このように、少しでも家賃を下げない努力を行うのも成功するためには大切なことです。
6.効率的に売却をして利益を得る
出口戦略とは、ローンを完済したり、物件を売却したりして不動産の運用に一区切りつけることを総称して言います。今回は売却した場合について触れてみたいと思います。
6-1.出口戦略はなるべく早く立てる
出口戦略をなるべく早く立てることが、うまくマンションを売却するためのコツです。売却の時期が決まっているのと決まっていないのとでは、運用の仕方が違ってくるからです。

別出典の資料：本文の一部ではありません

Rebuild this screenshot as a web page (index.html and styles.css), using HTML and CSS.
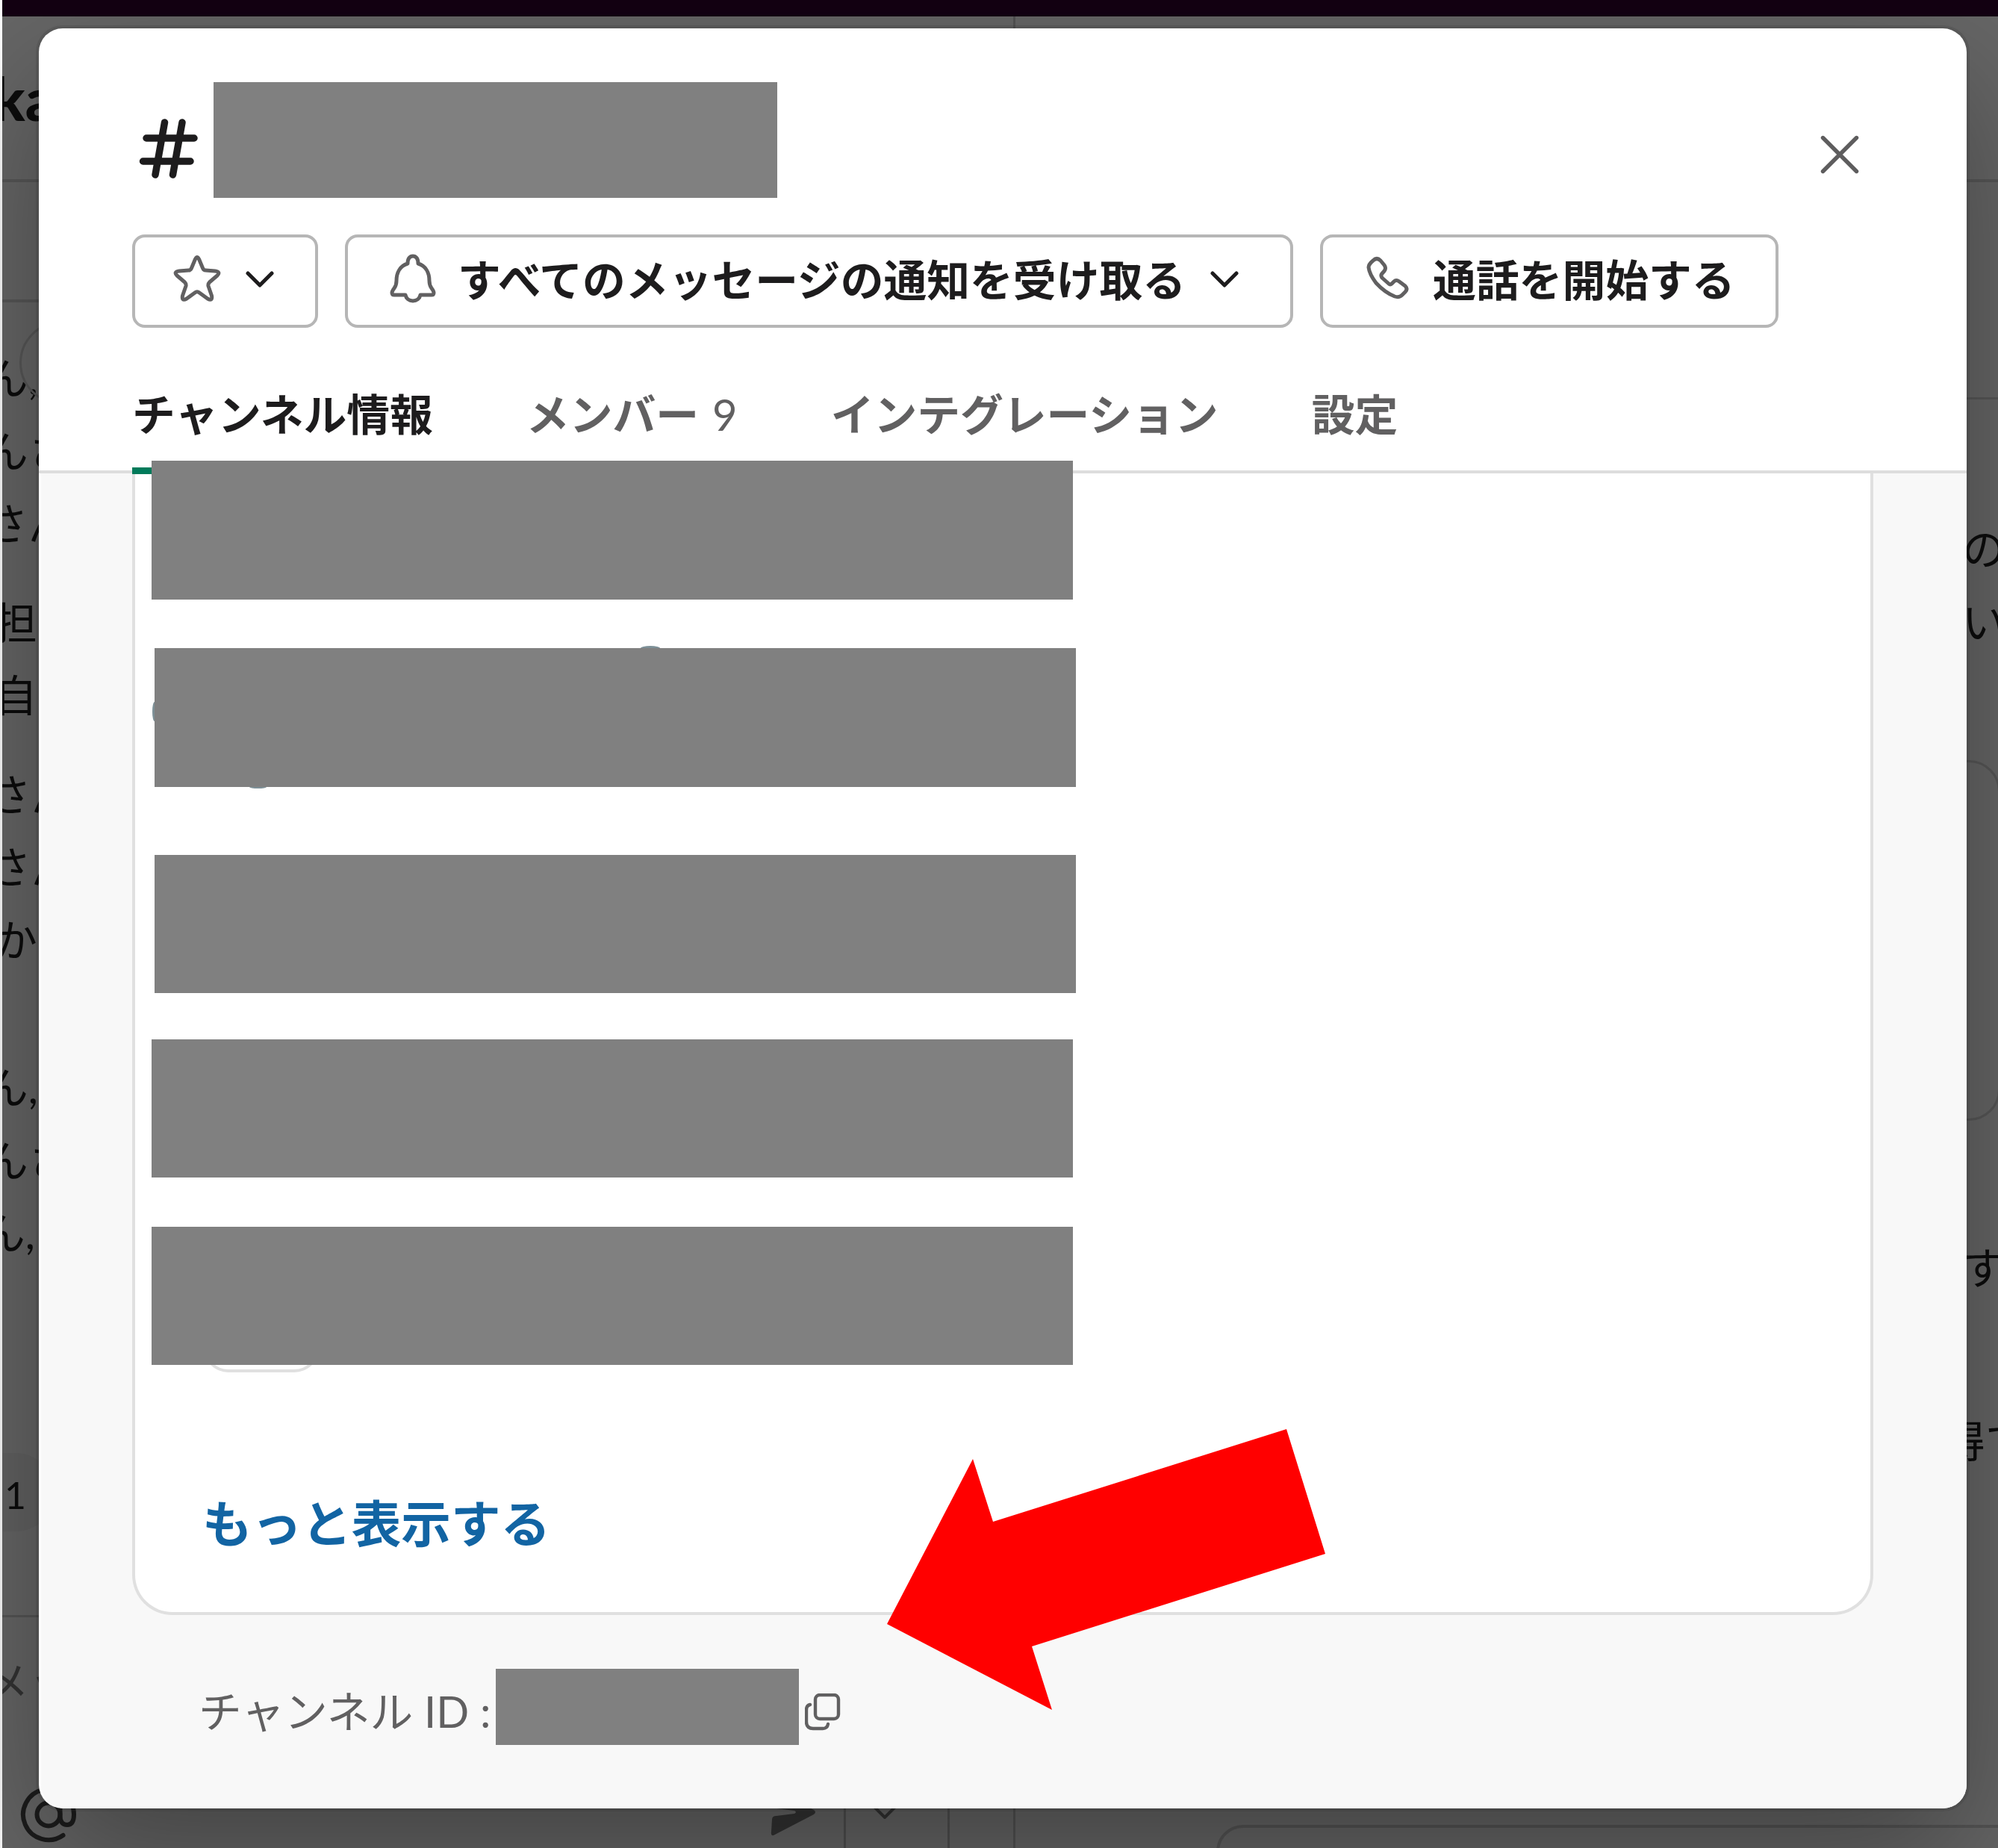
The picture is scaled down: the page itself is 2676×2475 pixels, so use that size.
FILE: index.html
```html
<!DOCTYPE html>
<html lang="ja">
<head>
<meta charset="utf-8">
<title>チャンネル情報</title>
<link rel="stylesheet" href="styles.css">
</head>
<body>
<div class="app">
  <div class="topbar"></div>
  <div class="workspace">
    <section class="pane pane-main">
      <header class="pane-title">ka</header>
      <div class="bookmarks"></div>
      <div class="messages">
        <p>ん,</p><p>んさ</p><p>さん</p>
        <p class="para outdent">担</p><p class="outdent">自</p>
        <p class="para shift">さん</p><p class="shift">さん</p><p class="outdent">か</p>
        <p class="block">ん,</p><p>んさ</p><p class="nudge">ん,</p>
        <span class="date-pill"></span>
      </div>
      <div class="reaction">1</div>
      <div class="composer">
        <p class="placeholder">メッ</p>
        <div class="tools">
          <svg class="at" width="76" height="76" viewBox="0 0 76 76"><circle cx="38" cy="38" r="15.500"/><path d="M53.500 22V40C53.500 48 57 52 63 52S72 47 72 38A34 34 0 1 0 57.500 66"/></svg>
          <svg class="send" width="62" height="64" viewBox="0 0 62 64"><path d="M2 2Q2 0 6 2L58 29Q62 32 58 35L4 63Q0 64 1 58L2 42Q2 37 8 37L32 34Q36 32 32 30L8 27Q2 27 2 22z"/></svg>
          <svg class="more" width="36" height="22" viewBox="0 0 36 22"><path d="M3 3l15 15L33 3"/></svg>
        </div>
      </div>
    </section>
    <section class="pane pane-thread">
      <header class="thread-title"></header>
      <div class="thread-sub"></div>
      <p class="t1">の</p><p class="t2">い</p>
      <div class="attachment"></div>
      <p class="t3">す</p><p class="t4">得て</p>
      <div class="thread-composer"></div>
    </section>
  </div>
</div>

<div class="dialog">
  <header class="dialog-head">
    <div class="title-row">
      <svg class="hash" width="80" height="80" viewBox="0 0 80 80"><path d="M34.500 5L22 75M58 5L45.500 75M10 26H74M5.500 57H69"/></svg>
      <span class="redacted name"></span>
      <svg class="close" width="52" height="52" viewBox="0 0 52 52"><path d="M3.500 3.500l45 45m0-45l-45 45"/></svg>
    </div>
    <div class="actions">
      <button class="btn star">
        <svg class="icon" width="62" height="62" viewBox="0 0 62 62"><path d="M28.500 5Q31 0 33.500 5L38.500 17Q39.500 20 42.500 20L55 21Q63 22 58 27L47.500 36Q45.500 38 46 41L50.500 54Q52 62 45 58L34 50Q31 47.500 28 50L17 58Q10 62 11.500 54L16 41Q16.500 38 14.500 36L4 27Q-1 22 7 21L19.500 20Q22.500 20 23.500 17z"/></svg>
        <svg class="chev" width="38" height="24" viewBox="0 0 38 24"><path d="M3 3l16 16L35 3"/></svg>
      </button>
      <button class="btn bell">
        <svg class="icon" width="60" height="64" viewBox="0 0 60 64"><path d="M23 12C23 5 26 2 30 2S37 5 37 12C47 15 52 24 52 35Q52 41 55 45Q58 49 58 51Q58 54 55 54H40C39 59 35 62 30 62S21 59 20 54H5Q2 54 2 51Q2 49 5 45Q8 41 8 35C8 24 13 15 23 12z"/></svg>
        <span>すべてのメッセージの通知を受け取る</span>
        <svg class="chev" width="38" height="24" viewBox="0 0 38 24"><path d="M3 3l16 16L35 3"/></svg>
      </button>
      <button class="btn call">
        <svg class="icon" width="56" height="56" viewBox="0 0 56 56"><path d="M8 5Q13 0 18 5L23 11Q26 15 23 19L19.500 23Q18 25 20 28L29 36Q31 38 33 36L36 33Q39 30 43 33L51 39Q55 43 51 47L47 51Q43 55 37 53Q24 48 12 35Q3 23 2 14Q2 10 8 5z"/></svg>
        <span>通話を開始する</span>
      </button>
    </div>
    <nav class="tabs">
      <span class="tab active">チャンネル情報</span>
      <span class="tab">メンバー <span class="count">9</span></span>
      <span class="tab">インテグレーション</span>
      <span class="tab">設定</span>
    </nav>
  </header>
  <div class="dialog-body">
    <div class="card">
      <div class="redacted row r1"></div>
      <div class="redacted row r2"><i class="dot dot-top"></i><i class="dot dot-left"></i><i class="dot dot-bottom"></i></div>
      <div class="redacted row r3"></div>
      <div class="redacted row r4"></div>
      <div class="chip-slot"><div class="redacted row r5"></div><div class="chip"></div></div>
      <a class="more-link">もっと表示する</a>
    </div>
    <div class="channel-id">
      <span>チャンネル ID :</span>
      <span class="redacted id"></span>
      <svg class="copy" width="48" height="50" viewBox="0 0 48 50"><rect x="14" y="2" width="31" height="32" rx="6"/><path d="M7 15Q2 16 2 22V38Q2 47 11 47H24Q30 47 31 41"/></svg>
    </div>
  </div>
</div>
<svg class="arrow" width="588" height="377" viewBox="0 0 588 377"><path d="M535 0L587 167L194 291L221 376L0 261L115 40L142 124z"/></svg>
</body>
</html>
```
FILE: styles.css
```css
* { box-sizing: border-box; }
body {
  margin: 0;
  width: 2676px;
  height: 2475px;
  position: relative;
  overflow: hidden;
  background: #fff;
  font-family: Lato, "Noto Sans CJK JP", sans-serif;
  font-size: 57.8px;
  color: #1d1c1d;
}
p { margin: 0; }
svg { flex: none; fill: none; stroke-linecap: round; stroke-linejoin: round; }

/* Dimmed workspace behind the dialog */
.app { margin-left: 3px; height: 2475px; display: flex; flex-direction: column; background: #666; overflow: hidden; }
.topbar { height: 22px; flex: none; background: #130112; }
.workspace { display: grid; grid-template-columns: 1357px 1fr; flex: 1; min-height: 0; }
.pane { overflow: hidden; color: #0c0c0c; white-space: nowrap; }
.pane-main { border-right: 3px solid #535353; }
.pane-title { height: 222px; text-indent: -13px; font-size: 80px; font-weight: 900; line-height: 219px; border-bottom: 4px solid #575757; }
.bookmarks { height: 161px; border-bottom: 4px solid #575757; }
.messages { position: relative; padding-top: 52px; line-height: 97.5px; text-indent: -23px; height: 1541px; }
.para { margin-top: 35px; }
.outdent { text-indent: -11px; }
.shift { text-indent: -19px; }
.nudge { text-indent: -27px; }
.block { margin-top: 100px; }
.date-pill { position: absolute; left: 23px; top: 25px; width: 500px; height: 112px; border: 3px solid #575757; border-radius: 56px; }
.reaction { width: 70px; height: 105px; padding-left: 3px; border-radius: 0 52px 52px 0; background: #626262; font-size: 50px; line-height: 112px; }
.composer { margin-top: 112px; border-top: 3px solid #555; height: 320px; }
.placeholder { line-height: 170px; height: 170px; padding-top: 2px; text-indent: -22px; color: #333; }
.tools { height: 130px; margin-top: 38px; position: relative; }
.at { position: absolute; left: 24px; top: 18px; stroke: #1c1c1c; stroke-width: 6; }
.send { fill: #333; position: absolute; left: 1029px; top: 21px; }
.more { position: absolute; left: 1164px; top: 42px; stroke: #333; stroke-width: 4; }
.tools::after { content: ""; position: absolute; left: 1127px; width: 136px; top: 0; height: 130px; border: solid #505050; border-width: 0 3px; }
.thread-title { height: 222px; border-bottom: 4px solid #575757; }
.thread-sub { height: 291px; border-bottom: 3px solid #575757; }
.pane-thread p { line-height: 98px; padding-left: 1268px; }
.pane-thread .t1 { margin-top: 151px; }
.attachment { height: 483px; margin-top: 136px; width: 1319px; border: 3px solid #575757; border-radius: 42px; }
.pane-thread .t3 { margin-top: 148px; }
.pane-thread .t4 { margin-top: 134px; padding-left: 1241px; }
.thread-composer { margin: 465px 0 0 269px; height: 100px; width: 1300px; border: 4px solid #555; border-radius: 36px; }

/* Dialog */
.dialog {
  position: absolute; left: 52px; top: 38px; width: 2582px; height: 2384px;
  display: flex; flex-direction: column;
  background: #fff; border-radius: 32px;
  box-shadow: 0 0 0 4px rgba(29, 28, 29, .13), 0 68px 182px rgba(0, 0, 0, .35);
}
.dialog-head { height: 596px; padding: 72px 0 0 125px; border-bottom: 4px solid #ddd; flex: none; }
.redacted { display: block; flex: none; background: #808080; }
.title-row { display: flex; height: 155px; align-items: flex-start; padding-left: 9px; }
.hash { margin-top: 49px; stroke: #1d1c1d; stroke-width: 9.5; }
.name { width: 755px; height: 155px; margin-left: 20px; }
.close { margin: 71px 0 0 1397px; stroke: #5e5d5e; stroke-width: 5.4; }
.actions { display: flex; gap: 36px; margin-top: 48.5px; height: 126px; }
.btn {
  display: flex; flex: none; align-items: center; height: 125px; padding: 0;
  border: 4px solid #b6b6b6; border-radius: 17px; background: #fff;
  font: 700 57.8px/1 Lato, "Noto Sans CJK JP", sans-serif; color: #1d1c1d; white-space: nowrap;
}
.btn span { margin-top: -2px; }
.icon { stroke: #616061; stroke-width: 5; overflow: visible; }
.chev { stroke: #1d1c1d; stroke-width: 5; margin-top: -3px; }
.star { width: 249px; padding-left: 52px; }
.star .icon { margin-top: -6px; }
.star .chev { margin-left: 34px; }
.bell { width: 1270px; padding-left: 57px; }
.bell .icon { margin: -6px 30px 0 0; }
.bell .chev { margin-left: 33px; }
.call { width: 614px; padding-left: 59px; }
.call .icon { margin: -8px 32px 0 0; }
.tabs { display: flex; gap: 125px; height: 194.5px; font-weight: 700; color: #616061; line-height: 229px; white-space: nowrap; }
.tab { position: relative; }
.active { color: #1d1c1d; }
.active::after { content: ""; position: absolute; left: 0; right: 0; top: 186px; height: 9px; background: #007a5a; }
.count { font-weight: 400; margin: 0 0 0 4px; }
.dialog-body { flex: 1; margin-left: 3px; padding-left: 122px; background: #f8f8f8; border-radius: 0 0 32px 32px; }
.card { width: 2332px; height: 1529px; border: 4px solid #e0e0e0; border-top: 0; border-radius: 0 0 54px 54px; background: #fff; display: flow-root; padding-left: 22px; }
.row { position: relative; width: 1234px; height: 185px; }
.r1 { margin-top: -17px; height: 186px; }
.r2 { margin: 65px 0 0 4px; height: 186px; }
.r3 { margin: 91px 0 0 4px; }
.r4 { margin-top: 62px; }
/* Avatar edges peeking out around the second row */
.dot { position: absolute; background: #7d9097; }
.dot-top { left: 651px; top: -3px; width: 26px; height: 3px; border-radius: 50% 50% 0 0 / 100% 100% 0 0; }
.dot-left { left: -3px; top: 72px; width: 3px; height: 26px; border-radius: 100% 0 0 100% / 50% 0 0 50%; }
.dot-bottom { left: 127px; bottom: -2px; width: 23px; height: 2px; border-radius: 0 0 50% 50% / 0 0 100% 100%; }
.chip-slot { position: relative; margin-top: 66px; height: 195px; }
.r5 { z-index: 1; }
.chip { position: absolute; left: 69px; bottom: 0; width: 156px; height: 76px; border: 4px solid #e0e0e0; border-radius: 34px; }
.more-link { display: block; margin: 148px 0 0 68px; font-size: 66.6px; line-height: 109px; font-weight: 700; color: #1264a3; }
.channel-id { display: flex; align-items: flex-start; margin-top: 72px; padding-left: 89px; line-height: 114px; color: #616061; white-space: pre; }
.channel-id > span:first-child { width: 398px; }
.id { width: 406px; height: 102px; }
.copy { margin: 33px 0 0 8px; stroke: #616061; stroke-width: 4.4; }

/* Callout arrow laid over the dialog */
.arrow { position: absolute; left: 1188px; top: 1914px; fill: #f00; }
```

例えば繰上返済をしようとしても、売却が決まっていれば繰上返済は必要ないと判断したり、必要だとしても返済額が違ったりしてくる可能性があります。また、売却の時期が決まればそれまでにやっておくことも変わってきます。そのような点から出口戦略はなるべく早く立てるようにしましょう。
6-2.不動産には売り時がある
不動産を売却した際はローンを完済しなければいけません。ローンを完済して残った金額が手元に残るお金になりますが、物件価格の推移とローンの残債の関係によっては多く残る時期や、少なくなる時期があります。そのような点からも、早めに計画を立てて売り時を見計らった方が売却の成功する確率が高くなるのです。
6-3.無理に高い価格で売却しようとしない
低い価格で買った物件を高く売却できるに越したことはありませんが、成功者の多くは決して高い価格で売却することをゴールとは捉えていません。一般的に不動産価格は築年数が経過するにつれて下がっていきます。そのため買った価格より高く売却するのはとても難しいことなのです。
マンション投資で儲かったかどうかは、総収入と総支出で見ることが大切です。これまで得てきたキャッシュフローのストックが、売却時のマイナス分を上回れば、利益が残ることになります。このことからもキャッシュフローの大切さがわかるのではないでしょうか。
まとめ
青山さんの解説で、成功者が立地や収支にこだわりを持って取り組んでいることがわかりました。
また、賃貸経営という視点から、空室を作らないために立地の選び方や、募集の仕方、管理状態など複数の視点からチェックすることが大切です。これからマンション投資をされる方は、今回の解説をぜひ参考にしていただければと思います。